The scent of vermillion lacquer and incense drifts through the air above the treeline. Below, Kyoto spreads in one direction, while Lake Biwa glitters in the other. Up here, in the cedar silence of Mount Hiei on the border between Kyoto and Shiga Prefectures, the atmosphere has a different quality — thick with historical nuance, the aura of something once enormous and now operating in the shadow of its former self.

This is Enryakuji, the headquarters of the Tendai school of Buddhism, a UNESCO World Heritage Site, and the institution from which nearly every major school of Japanese Buddhism was born. Monks still live here. Some can be seen on the ascent toward the peak, walking the same routes their predecessors did more than a thousand years ago, offering prayers at shrines hidden in the forest. The mountain is still doing what it was built to do.

The Founding

Guilhem Vellut from Annecy, France, CC BY 2.0, via Wikimedia Commons

Enryakuji was founded in 788 by the monk Saichō, who would later receive the posthumous title Dengyō Daishi — the Great Teacher Who Transmitted the Teaching. At thirteen, he left for Tang China and returned with a conviction that reshaped Japanese religious history: enlightenment was not the exclusive province of an elite but accessible to all living beings. This was not a minor theological adjustment. It was a structural rethinking of who Buddhism was for.

With imperial backing — Saichō had become a favorite of the emperor — he built his monastery on the secluded slopes of Mount Hiei. The location was not incidental. Mount Hiei sits to the northeast of what was then the imperial capital, Heian-kyō, now Kyoto. Northeast is the kimon — the demon gate, the direction through which malevolent forces were believed to enter a city. Enryakuji was placed there deliberately as a spiritual bulwark, following the same logic that would later lead the Tokugawa shogunate to build Kan’ei-ji to the northeast of Edo.

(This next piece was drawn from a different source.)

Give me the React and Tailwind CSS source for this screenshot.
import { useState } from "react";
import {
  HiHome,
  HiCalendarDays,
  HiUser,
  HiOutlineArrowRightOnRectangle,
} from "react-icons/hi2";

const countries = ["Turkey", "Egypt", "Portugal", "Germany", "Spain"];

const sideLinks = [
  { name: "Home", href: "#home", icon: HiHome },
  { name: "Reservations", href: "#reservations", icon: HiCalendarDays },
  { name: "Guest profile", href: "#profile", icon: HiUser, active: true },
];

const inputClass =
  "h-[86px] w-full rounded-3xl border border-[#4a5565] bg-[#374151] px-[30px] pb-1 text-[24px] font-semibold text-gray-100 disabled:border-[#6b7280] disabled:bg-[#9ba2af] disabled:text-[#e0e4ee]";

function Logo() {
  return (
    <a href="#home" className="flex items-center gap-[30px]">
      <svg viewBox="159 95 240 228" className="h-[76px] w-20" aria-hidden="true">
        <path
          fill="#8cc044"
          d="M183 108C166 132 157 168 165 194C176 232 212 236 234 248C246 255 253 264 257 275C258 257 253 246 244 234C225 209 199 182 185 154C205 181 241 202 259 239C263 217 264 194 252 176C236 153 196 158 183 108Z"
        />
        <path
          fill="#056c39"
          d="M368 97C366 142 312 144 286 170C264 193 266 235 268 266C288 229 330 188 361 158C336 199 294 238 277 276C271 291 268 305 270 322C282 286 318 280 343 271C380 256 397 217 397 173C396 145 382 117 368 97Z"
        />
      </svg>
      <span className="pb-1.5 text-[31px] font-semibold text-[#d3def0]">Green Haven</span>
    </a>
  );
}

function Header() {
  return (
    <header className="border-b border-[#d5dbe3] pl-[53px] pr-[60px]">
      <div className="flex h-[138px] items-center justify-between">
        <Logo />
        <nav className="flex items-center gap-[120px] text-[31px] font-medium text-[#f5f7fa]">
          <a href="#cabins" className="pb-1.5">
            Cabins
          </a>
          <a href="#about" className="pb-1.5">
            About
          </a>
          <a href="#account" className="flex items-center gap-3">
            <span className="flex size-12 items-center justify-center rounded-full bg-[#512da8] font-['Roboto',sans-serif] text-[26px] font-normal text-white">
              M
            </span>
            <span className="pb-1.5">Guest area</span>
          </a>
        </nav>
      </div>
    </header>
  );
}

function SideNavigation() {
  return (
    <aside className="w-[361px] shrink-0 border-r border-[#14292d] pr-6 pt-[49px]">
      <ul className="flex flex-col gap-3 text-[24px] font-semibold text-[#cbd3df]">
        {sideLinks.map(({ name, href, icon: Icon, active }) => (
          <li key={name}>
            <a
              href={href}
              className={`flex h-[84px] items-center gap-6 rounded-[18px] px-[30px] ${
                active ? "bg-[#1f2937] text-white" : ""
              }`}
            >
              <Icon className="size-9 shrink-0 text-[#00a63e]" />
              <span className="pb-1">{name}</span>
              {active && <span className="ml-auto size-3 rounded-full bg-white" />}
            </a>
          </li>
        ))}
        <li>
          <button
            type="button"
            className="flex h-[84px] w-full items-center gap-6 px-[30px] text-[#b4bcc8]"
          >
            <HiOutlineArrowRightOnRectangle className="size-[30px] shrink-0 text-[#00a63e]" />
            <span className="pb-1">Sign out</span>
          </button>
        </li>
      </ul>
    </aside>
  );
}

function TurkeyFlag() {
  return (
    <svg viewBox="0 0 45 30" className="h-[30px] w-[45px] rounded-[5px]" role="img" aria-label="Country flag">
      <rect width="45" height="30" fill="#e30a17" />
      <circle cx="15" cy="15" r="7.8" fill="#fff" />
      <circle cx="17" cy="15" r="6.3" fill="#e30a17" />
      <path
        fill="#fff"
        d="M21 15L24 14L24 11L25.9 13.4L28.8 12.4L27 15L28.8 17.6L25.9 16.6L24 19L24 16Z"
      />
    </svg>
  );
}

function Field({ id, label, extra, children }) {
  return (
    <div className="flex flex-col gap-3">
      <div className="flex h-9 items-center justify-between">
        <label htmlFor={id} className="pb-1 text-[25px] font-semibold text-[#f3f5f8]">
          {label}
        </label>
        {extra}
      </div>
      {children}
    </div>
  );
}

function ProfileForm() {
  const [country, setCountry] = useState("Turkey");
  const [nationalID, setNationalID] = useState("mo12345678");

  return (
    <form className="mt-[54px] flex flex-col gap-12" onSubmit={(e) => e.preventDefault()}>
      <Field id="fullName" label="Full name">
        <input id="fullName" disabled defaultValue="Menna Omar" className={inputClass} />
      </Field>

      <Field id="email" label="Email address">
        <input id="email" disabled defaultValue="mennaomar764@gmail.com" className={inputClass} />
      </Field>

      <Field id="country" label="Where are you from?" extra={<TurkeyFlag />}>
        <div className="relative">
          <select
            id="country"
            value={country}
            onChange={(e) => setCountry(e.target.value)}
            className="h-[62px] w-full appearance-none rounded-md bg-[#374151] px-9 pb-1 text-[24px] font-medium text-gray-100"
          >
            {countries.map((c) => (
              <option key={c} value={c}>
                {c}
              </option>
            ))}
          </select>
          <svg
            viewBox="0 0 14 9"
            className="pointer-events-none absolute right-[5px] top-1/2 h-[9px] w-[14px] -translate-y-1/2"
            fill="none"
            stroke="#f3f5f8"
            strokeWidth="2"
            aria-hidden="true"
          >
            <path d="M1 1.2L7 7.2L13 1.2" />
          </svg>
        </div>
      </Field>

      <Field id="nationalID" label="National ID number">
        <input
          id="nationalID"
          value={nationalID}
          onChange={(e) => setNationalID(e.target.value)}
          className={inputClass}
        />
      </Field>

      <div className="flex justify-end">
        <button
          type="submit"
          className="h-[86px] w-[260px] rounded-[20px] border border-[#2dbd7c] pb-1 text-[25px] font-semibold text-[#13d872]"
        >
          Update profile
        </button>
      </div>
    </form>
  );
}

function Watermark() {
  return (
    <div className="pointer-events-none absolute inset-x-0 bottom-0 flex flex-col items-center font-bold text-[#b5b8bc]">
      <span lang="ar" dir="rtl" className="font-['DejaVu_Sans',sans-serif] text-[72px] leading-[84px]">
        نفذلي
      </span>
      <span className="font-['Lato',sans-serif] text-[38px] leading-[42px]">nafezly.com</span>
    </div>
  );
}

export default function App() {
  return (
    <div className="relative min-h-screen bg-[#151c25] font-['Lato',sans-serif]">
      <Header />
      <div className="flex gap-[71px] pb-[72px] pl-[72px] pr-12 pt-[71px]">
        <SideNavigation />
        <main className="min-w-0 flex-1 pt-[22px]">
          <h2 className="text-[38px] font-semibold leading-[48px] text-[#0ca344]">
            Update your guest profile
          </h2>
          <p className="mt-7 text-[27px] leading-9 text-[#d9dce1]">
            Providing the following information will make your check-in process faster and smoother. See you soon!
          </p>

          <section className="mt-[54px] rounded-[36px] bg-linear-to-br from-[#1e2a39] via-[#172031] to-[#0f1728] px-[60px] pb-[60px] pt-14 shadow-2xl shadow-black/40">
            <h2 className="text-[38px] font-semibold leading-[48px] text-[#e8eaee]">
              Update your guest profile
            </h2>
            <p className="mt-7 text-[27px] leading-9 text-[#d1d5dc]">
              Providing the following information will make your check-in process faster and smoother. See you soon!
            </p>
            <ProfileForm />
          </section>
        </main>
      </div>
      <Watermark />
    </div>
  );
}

Saichō required twelve years of disciplined training on the mountain before any monk could be considered fully formed in the Tendai tradition. Formal state recognition came only after his death. What followed was several centuries of extraordinary influence: at the peak of Enryakuji’s power, the complex encompassed around 3,000 buildings and maintained an army of sōhei — warrior monks — numbering in the thousands.

Virtually every major school of Japanese Buddhism traces its origins to monks who first trained here. Hōnen, founder of Pure Land Buddhism. Shinran, founder of the True Pure Land sect. Dōgen, founder of Soto Zen. Nichiren, founder of the Nichiren school — whose doctrine is enshrined at the temple that maintains Oiwa’s grave in Yotsuya. Eisai, who introduced Rinzai Zen to Japan. All of them studied on this mountain before departing to establish their own traditions. Enryakuji is not simply one school of Buddhism among many. It is the common root of most of what Japanese Buddhism became.

The Siege of 1571

信長比叡山を焼く

In September 1571, Oda Nobunaga — the warlord in the process of forcibly unifying Japan after a century of civil war — marched on Mount Hiei.

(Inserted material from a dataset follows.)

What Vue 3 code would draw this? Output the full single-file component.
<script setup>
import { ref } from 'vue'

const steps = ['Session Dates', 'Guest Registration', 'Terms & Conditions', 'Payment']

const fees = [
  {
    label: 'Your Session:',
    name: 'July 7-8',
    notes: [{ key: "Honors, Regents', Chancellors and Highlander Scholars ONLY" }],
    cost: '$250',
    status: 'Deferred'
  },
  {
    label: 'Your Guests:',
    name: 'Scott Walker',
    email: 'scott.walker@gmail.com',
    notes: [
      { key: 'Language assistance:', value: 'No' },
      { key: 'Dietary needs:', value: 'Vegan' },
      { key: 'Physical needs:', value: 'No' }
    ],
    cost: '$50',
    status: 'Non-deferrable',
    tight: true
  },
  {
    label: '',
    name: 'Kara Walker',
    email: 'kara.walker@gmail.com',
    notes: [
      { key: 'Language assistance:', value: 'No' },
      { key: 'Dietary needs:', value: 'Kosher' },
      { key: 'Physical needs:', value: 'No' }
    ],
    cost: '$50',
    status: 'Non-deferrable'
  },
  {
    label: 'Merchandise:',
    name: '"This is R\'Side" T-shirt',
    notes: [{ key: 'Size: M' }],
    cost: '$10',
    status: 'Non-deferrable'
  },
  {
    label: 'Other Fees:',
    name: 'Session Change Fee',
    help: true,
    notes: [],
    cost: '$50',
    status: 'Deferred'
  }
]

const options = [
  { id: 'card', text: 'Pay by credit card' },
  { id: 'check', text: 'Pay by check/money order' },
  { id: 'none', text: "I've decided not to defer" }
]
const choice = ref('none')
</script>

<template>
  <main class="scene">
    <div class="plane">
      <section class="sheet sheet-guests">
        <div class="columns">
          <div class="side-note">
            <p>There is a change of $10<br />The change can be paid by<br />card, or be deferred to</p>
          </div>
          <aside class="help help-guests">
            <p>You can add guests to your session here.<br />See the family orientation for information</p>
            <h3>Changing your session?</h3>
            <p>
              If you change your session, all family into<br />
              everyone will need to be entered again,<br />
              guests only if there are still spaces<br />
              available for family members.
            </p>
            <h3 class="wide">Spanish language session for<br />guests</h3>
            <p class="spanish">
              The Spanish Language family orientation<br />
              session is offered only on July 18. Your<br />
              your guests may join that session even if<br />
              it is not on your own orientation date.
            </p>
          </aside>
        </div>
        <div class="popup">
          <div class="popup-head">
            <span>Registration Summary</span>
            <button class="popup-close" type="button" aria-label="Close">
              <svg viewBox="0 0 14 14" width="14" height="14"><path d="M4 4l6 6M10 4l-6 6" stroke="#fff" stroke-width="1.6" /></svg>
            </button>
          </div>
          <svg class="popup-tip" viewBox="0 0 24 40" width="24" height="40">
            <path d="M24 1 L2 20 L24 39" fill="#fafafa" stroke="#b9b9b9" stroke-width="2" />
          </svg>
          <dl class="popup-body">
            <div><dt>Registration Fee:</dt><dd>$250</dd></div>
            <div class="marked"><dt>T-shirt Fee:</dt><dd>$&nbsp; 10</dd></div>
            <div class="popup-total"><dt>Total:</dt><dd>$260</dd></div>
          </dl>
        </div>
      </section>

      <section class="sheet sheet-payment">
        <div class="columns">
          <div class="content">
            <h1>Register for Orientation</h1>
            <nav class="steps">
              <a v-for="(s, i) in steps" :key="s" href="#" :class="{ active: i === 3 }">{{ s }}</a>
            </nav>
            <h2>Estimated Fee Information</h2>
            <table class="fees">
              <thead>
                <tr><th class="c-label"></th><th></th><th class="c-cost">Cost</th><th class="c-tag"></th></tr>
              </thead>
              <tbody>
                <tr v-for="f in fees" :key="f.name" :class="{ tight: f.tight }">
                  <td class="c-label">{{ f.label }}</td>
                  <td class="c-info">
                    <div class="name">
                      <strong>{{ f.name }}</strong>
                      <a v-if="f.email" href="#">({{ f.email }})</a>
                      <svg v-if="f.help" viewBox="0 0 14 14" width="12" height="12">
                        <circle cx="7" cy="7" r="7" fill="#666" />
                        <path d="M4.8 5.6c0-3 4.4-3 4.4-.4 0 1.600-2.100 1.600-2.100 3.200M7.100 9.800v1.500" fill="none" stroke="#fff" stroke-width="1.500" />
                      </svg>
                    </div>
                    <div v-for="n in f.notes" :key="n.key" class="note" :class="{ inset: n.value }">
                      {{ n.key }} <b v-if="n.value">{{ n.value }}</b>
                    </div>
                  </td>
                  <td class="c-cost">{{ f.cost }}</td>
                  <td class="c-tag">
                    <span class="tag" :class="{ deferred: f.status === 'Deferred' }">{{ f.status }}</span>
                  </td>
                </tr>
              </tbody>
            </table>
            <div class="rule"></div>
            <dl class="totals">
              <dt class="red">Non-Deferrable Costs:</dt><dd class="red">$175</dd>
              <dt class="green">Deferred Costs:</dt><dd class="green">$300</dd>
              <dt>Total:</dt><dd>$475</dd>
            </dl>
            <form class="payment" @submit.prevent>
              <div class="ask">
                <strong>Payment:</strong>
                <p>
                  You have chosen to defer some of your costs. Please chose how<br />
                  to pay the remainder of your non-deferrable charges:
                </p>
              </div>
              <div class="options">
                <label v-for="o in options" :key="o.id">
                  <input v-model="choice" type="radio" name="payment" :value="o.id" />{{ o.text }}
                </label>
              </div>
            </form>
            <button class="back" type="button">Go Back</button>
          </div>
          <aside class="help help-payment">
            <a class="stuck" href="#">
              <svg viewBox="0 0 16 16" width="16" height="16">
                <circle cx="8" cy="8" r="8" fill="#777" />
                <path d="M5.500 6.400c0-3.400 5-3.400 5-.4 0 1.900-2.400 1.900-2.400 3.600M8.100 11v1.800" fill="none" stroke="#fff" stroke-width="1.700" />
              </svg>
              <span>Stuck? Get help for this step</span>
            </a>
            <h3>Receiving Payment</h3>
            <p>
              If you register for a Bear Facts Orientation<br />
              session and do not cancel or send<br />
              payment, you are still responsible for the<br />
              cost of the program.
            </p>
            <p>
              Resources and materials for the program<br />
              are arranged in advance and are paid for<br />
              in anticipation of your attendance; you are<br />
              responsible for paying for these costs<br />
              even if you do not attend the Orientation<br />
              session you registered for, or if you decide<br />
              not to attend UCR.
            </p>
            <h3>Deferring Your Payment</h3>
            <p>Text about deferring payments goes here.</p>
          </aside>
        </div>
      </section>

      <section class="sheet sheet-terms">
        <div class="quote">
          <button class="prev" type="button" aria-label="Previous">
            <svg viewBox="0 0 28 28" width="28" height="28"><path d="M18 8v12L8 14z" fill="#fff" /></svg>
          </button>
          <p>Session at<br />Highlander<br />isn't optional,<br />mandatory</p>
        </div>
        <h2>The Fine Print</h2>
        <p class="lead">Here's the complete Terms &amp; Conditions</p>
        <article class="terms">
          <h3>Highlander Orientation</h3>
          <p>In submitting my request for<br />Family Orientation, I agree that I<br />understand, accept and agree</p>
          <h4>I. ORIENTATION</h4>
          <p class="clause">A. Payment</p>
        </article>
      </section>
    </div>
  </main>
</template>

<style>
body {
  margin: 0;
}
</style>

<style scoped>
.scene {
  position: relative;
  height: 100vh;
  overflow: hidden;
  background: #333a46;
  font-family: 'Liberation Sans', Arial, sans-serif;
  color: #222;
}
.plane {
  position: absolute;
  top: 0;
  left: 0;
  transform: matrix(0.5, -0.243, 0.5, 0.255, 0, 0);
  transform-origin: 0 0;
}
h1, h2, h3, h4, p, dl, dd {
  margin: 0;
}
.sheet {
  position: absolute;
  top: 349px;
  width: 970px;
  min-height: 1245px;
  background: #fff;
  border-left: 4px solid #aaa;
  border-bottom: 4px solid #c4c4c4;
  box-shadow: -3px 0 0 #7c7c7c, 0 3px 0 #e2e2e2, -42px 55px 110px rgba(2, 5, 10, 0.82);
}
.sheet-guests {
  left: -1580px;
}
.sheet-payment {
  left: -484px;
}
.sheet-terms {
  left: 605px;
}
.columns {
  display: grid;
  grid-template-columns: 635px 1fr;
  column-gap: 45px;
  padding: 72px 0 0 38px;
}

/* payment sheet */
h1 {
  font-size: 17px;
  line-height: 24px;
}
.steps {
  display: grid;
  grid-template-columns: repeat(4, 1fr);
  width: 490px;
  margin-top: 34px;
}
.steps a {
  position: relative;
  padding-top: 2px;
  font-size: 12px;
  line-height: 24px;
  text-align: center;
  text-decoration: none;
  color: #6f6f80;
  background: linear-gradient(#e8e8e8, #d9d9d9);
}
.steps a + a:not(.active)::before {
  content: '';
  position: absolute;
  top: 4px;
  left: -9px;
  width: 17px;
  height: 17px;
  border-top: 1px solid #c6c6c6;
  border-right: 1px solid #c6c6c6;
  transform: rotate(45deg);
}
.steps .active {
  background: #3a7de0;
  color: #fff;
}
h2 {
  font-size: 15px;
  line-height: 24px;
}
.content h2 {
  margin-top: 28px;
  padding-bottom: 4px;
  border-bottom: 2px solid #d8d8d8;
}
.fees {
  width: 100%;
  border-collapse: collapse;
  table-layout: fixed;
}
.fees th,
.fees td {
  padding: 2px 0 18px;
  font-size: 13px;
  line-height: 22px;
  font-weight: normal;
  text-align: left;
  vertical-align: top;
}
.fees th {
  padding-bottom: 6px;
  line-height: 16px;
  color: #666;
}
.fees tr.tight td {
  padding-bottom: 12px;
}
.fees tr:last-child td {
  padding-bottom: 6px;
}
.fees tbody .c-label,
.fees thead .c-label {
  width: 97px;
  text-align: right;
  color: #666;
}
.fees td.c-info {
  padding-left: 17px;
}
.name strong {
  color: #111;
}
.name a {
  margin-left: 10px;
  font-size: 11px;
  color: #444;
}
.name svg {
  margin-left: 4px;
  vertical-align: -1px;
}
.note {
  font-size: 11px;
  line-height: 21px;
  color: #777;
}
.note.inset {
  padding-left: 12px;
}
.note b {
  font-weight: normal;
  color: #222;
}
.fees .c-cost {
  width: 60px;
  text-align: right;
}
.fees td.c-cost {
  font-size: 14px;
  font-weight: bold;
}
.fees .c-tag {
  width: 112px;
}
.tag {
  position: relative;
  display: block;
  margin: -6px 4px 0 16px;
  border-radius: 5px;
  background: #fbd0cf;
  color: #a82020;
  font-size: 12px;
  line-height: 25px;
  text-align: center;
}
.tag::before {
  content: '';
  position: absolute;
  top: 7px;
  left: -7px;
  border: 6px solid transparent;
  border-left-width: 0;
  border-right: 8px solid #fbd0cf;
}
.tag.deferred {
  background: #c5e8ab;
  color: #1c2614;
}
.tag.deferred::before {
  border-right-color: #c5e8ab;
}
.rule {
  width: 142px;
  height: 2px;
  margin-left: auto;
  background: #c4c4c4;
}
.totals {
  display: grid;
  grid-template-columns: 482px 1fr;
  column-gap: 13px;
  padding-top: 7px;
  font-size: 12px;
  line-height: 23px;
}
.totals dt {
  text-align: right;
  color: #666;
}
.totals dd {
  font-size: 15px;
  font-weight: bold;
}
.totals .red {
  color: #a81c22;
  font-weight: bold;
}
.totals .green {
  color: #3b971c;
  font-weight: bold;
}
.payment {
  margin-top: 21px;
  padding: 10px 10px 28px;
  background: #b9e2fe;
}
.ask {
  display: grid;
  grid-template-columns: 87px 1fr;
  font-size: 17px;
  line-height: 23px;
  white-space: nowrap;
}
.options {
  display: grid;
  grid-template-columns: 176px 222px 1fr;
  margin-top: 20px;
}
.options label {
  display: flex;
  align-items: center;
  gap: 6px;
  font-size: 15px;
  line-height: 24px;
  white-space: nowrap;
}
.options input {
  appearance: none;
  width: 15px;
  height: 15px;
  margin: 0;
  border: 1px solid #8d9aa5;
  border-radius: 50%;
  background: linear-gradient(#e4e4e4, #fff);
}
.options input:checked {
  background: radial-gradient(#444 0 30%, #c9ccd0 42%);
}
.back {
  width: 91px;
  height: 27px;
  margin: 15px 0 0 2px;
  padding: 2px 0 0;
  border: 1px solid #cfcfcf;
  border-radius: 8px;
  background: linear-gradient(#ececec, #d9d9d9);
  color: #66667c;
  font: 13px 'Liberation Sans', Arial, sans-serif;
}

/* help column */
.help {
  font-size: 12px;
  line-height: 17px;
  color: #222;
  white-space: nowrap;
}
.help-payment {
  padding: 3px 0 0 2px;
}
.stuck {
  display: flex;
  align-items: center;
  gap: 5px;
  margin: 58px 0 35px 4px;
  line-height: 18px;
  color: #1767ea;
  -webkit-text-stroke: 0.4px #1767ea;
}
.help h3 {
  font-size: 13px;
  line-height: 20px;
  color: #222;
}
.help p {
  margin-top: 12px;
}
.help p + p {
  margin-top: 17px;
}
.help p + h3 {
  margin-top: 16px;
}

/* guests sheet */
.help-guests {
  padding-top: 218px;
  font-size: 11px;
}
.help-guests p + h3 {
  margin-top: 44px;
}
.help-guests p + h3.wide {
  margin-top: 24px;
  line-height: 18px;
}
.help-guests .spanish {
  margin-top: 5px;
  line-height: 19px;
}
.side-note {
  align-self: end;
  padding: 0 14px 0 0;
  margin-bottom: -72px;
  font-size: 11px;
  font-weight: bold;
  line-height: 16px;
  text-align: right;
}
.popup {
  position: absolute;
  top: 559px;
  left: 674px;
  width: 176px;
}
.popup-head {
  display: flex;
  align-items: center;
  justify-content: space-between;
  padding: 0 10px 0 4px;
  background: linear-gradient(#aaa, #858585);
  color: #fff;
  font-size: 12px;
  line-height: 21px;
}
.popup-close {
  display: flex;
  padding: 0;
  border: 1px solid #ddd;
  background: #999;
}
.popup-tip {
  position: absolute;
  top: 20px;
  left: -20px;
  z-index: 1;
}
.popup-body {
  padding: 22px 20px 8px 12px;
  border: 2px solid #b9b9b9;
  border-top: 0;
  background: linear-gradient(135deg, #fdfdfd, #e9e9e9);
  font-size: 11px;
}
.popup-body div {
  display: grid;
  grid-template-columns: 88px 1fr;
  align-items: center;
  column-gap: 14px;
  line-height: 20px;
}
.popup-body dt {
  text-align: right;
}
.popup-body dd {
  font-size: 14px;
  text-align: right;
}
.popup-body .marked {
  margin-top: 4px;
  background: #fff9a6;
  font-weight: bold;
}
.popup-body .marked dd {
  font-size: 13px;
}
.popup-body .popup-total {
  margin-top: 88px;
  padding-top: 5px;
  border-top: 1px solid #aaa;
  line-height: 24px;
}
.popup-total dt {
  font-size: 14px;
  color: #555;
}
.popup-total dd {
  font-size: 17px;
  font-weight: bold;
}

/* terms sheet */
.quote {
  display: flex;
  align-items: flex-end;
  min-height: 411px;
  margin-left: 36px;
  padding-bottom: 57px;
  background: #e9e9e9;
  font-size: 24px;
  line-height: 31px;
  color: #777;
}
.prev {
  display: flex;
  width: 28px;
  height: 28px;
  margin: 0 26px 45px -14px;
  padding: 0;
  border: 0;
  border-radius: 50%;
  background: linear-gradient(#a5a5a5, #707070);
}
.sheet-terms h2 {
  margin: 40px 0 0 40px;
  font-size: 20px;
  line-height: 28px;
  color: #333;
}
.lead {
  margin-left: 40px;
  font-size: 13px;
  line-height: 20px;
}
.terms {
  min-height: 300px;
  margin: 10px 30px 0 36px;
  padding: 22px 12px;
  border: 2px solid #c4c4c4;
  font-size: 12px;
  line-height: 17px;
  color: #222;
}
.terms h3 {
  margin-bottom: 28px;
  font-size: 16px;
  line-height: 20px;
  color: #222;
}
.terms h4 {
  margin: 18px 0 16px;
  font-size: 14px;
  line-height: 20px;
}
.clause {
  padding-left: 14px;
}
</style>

Nobunaga viewed the power of Enryakuji as a political threat incompatible with his consolidation of the country. His response was total. His forces surrounded the mountain and systematically destroyed everything on it — 3,000 buildings burned, monks and civilians massacred, and centuries of accumulated religious and cultural material reduced to ash. The monks Oda set at his feet were not merely combatants but scholars, practitioners, teachers, and ordinary residents of the mountain’s small communities. Estimates of the dead range into the thousands.

It remains one of the most violent acts of religious destruction in Japanese history. A fire set for political reasons consumed an institution that had been built for nearly 800 years.

What exists today is what was rebuilt afterward: three pagodas, 120 subsidiary structures, and the main hall, Konpon Chūdō. A fraction of what once stood. Yet the presence of something larger still lingers, less in the architecture than in the mountain itself, in the forest’s silence. Killing is not permitted on the mountain — not of animals, not of insects. The birds on these slopes have never been hunted and move through the forest unbothered by human presence, a fact that is immediately noticeable.

The Marathon Monks

蓮華笠を被る行者

The most extreme practice still performed at Enryakuji is the kaihōgyō — circling the mountain — a form of walking meditation in which monks travel a fixed route on Mount Hiei, stopping at approximately 260 designated shrines and sacred sites to offer prayers. At its most demanding, it takes 1,000 days spread over seven years and covers a distance roughly equivalent to walking around the circumference of the earth.

The structure: In the first three years, monks walk approximately 30 kilometers per night for 100 consecutive nights. In years four and five, the distance increases, and the consecutive nights extend to 200. Between the 700th and 701st days, the monk enters doiri — seven and a half days without food, water, or sleep, sitting upright and chanting mantras, with others present to ensure he does not collapse. The practice deliberately brings the monk to the edge of death.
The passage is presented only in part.